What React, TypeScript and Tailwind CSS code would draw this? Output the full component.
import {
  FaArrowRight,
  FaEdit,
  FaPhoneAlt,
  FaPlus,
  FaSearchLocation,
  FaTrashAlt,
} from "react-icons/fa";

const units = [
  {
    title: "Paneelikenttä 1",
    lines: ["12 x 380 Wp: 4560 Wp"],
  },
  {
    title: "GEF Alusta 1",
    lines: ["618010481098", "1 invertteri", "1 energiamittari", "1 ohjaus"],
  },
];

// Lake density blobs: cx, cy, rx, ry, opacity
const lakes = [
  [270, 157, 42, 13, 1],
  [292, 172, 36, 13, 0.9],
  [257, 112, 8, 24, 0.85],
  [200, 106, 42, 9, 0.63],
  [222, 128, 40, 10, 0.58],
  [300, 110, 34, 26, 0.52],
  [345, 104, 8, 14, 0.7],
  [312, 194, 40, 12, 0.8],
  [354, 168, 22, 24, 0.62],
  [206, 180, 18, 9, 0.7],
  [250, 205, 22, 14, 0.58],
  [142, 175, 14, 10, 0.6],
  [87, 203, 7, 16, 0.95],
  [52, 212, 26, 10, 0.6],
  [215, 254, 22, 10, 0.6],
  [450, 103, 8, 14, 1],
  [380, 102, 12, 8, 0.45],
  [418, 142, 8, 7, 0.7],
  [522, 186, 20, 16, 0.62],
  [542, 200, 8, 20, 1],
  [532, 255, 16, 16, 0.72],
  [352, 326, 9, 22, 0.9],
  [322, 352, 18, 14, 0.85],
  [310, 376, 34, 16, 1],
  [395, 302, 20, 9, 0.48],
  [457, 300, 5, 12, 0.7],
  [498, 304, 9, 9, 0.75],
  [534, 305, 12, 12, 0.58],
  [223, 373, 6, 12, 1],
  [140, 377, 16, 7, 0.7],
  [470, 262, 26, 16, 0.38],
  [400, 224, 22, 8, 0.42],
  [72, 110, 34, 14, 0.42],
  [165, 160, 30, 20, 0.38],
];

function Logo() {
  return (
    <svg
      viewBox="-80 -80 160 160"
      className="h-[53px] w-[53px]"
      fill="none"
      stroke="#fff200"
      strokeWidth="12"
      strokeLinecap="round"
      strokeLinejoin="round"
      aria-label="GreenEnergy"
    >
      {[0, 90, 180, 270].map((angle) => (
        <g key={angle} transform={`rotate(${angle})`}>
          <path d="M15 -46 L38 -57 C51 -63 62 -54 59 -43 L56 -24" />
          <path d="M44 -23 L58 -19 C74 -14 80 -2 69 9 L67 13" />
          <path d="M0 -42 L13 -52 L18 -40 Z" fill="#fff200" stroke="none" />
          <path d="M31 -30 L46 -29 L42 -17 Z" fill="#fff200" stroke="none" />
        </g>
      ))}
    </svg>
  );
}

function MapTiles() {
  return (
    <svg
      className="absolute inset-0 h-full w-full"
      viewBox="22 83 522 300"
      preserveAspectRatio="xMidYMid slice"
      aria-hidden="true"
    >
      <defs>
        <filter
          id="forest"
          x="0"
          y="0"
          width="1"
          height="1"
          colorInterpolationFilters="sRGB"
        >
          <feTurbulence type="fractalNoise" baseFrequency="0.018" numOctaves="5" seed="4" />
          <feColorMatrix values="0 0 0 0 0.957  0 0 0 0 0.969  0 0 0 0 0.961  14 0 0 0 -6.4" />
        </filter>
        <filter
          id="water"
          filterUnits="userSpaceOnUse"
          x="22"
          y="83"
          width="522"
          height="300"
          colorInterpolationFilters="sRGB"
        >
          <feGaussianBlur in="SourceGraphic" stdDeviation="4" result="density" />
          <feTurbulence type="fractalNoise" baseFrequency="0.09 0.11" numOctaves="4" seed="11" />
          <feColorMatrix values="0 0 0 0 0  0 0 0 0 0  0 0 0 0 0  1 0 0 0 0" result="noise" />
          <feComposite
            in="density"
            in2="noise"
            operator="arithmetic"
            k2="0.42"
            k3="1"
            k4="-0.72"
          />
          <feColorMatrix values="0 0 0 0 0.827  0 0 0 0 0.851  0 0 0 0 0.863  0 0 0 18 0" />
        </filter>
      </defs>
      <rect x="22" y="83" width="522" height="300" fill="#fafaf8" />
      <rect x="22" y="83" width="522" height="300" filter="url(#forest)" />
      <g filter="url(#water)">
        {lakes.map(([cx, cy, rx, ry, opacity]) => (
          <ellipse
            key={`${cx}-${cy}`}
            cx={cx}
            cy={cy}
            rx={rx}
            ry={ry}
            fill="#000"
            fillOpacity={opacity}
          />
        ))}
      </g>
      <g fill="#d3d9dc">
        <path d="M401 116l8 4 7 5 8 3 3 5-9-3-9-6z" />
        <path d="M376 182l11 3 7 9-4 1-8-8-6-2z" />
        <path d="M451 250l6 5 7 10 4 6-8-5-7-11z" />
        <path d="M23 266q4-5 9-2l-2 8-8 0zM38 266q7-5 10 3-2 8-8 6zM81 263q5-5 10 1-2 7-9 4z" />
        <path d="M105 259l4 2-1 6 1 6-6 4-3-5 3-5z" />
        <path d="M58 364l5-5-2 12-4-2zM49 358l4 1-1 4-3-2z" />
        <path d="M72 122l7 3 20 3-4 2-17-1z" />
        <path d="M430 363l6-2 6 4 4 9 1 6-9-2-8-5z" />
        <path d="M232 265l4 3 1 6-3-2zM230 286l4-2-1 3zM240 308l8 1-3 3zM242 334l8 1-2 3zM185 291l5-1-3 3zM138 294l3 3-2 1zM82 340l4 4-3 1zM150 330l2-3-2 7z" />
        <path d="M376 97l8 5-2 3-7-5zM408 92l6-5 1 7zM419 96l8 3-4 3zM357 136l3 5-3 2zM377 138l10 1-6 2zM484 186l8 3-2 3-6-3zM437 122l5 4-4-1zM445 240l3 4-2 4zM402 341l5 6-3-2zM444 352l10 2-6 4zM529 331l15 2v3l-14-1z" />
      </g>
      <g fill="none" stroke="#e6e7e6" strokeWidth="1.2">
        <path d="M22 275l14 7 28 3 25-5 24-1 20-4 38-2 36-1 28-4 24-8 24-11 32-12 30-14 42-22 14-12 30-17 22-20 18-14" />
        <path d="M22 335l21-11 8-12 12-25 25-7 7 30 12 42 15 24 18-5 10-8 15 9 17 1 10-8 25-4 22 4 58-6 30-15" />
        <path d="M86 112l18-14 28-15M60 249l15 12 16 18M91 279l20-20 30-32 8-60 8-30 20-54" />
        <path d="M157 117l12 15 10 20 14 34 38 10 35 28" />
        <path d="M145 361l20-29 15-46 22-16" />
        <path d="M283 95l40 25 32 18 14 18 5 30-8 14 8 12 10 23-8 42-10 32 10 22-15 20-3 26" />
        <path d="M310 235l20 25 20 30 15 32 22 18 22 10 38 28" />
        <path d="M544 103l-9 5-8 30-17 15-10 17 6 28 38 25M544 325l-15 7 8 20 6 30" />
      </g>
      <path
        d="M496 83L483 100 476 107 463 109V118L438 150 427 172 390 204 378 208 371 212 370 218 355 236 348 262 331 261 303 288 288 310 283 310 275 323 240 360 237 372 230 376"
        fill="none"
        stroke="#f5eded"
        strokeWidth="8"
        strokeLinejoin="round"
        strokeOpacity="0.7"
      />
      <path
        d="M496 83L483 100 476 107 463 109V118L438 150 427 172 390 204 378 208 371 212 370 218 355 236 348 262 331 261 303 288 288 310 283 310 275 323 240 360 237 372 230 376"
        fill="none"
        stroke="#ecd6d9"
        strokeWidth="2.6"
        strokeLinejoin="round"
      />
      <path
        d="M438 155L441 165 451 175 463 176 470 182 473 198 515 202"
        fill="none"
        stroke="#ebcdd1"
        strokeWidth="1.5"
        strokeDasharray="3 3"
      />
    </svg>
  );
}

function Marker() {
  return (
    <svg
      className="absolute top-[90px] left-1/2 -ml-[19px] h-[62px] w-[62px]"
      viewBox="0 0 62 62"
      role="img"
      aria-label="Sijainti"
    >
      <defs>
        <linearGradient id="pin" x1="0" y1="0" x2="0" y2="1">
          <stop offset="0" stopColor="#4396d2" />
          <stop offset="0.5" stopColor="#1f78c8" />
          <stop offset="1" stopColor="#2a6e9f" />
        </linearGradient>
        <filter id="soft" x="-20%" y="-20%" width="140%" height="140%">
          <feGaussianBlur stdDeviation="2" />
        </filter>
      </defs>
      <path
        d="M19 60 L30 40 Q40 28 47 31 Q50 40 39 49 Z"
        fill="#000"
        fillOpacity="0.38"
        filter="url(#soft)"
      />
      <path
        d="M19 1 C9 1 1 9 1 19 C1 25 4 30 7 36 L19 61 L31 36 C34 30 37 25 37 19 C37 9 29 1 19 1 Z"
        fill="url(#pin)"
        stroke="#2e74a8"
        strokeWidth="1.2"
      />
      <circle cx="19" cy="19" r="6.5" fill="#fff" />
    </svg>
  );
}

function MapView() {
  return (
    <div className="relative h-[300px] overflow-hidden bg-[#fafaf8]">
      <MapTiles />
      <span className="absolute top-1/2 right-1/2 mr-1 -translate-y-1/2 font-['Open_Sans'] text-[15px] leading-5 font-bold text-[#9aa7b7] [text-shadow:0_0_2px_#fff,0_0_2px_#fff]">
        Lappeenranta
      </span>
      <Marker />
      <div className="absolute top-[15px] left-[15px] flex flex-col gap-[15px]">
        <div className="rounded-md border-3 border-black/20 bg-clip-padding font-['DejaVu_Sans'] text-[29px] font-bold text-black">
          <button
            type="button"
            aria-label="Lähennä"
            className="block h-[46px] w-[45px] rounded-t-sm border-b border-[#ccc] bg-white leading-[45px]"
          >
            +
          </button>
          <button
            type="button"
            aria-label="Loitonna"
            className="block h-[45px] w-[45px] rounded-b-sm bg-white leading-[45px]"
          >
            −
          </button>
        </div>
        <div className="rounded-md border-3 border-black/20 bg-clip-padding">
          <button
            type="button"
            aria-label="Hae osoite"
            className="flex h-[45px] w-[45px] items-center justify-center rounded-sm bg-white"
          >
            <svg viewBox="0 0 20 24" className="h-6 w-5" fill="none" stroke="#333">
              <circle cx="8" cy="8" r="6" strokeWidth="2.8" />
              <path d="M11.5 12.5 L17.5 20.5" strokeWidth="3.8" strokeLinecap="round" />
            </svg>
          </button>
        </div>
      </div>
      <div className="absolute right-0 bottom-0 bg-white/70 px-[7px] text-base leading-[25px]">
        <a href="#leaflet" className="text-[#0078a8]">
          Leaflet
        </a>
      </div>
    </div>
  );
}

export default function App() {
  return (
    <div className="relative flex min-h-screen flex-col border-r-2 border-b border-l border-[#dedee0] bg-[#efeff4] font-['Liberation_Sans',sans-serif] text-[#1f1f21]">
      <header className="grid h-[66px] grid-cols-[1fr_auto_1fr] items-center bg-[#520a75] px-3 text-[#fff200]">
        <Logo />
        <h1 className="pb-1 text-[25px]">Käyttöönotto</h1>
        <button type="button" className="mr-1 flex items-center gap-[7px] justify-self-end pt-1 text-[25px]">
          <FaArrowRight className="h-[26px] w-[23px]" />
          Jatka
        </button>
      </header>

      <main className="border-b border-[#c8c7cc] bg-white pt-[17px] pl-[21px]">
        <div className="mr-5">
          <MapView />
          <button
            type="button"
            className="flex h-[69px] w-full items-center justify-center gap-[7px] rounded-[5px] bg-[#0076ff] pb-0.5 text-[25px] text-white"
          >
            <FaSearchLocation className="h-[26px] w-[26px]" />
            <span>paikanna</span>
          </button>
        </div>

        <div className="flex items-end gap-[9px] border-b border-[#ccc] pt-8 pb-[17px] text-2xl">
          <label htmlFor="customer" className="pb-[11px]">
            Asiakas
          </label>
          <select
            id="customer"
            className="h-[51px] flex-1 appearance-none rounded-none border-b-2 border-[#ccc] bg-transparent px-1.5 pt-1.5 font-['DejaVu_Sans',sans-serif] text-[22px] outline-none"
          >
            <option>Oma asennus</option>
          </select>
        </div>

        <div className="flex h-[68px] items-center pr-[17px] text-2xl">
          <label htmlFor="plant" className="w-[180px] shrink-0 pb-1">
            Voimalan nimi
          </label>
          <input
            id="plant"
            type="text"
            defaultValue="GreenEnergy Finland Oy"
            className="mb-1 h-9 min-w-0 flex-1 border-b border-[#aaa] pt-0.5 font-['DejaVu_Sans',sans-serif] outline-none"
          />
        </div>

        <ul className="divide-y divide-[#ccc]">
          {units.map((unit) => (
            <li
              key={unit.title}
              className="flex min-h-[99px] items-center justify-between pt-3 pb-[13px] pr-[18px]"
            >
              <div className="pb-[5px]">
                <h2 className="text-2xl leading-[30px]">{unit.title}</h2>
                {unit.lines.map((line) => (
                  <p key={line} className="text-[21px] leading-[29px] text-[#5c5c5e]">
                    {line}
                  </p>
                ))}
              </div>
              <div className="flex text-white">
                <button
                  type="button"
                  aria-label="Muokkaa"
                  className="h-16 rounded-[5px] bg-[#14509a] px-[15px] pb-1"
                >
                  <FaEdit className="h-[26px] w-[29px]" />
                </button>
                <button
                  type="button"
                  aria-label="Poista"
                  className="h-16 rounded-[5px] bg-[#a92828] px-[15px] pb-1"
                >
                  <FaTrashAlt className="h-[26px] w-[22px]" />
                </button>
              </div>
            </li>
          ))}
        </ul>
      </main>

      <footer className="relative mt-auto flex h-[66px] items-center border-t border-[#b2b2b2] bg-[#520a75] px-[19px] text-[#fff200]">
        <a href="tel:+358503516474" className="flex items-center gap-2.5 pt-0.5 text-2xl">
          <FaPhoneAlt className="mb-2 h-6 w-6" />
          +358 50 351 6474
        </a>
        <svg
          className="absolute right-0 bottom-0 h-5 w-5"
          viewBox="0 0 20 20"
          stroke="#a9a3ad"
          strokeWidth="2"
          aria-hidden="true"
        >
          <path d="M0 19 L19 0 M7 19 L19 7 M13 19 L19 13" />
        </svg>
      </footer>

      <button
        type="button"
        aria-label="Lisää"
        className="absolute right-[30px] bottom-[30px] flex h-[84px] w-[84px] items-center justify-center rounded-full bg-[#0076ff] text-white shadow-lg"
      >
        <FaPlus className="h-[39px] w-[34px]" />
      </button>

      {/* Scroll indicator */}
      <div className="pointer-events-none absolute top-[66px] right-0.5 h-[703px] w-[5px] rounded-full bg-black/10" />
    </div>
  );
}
▬▬▬
Each line containing "full" counts once; state the total number of such lines and nothing else.

5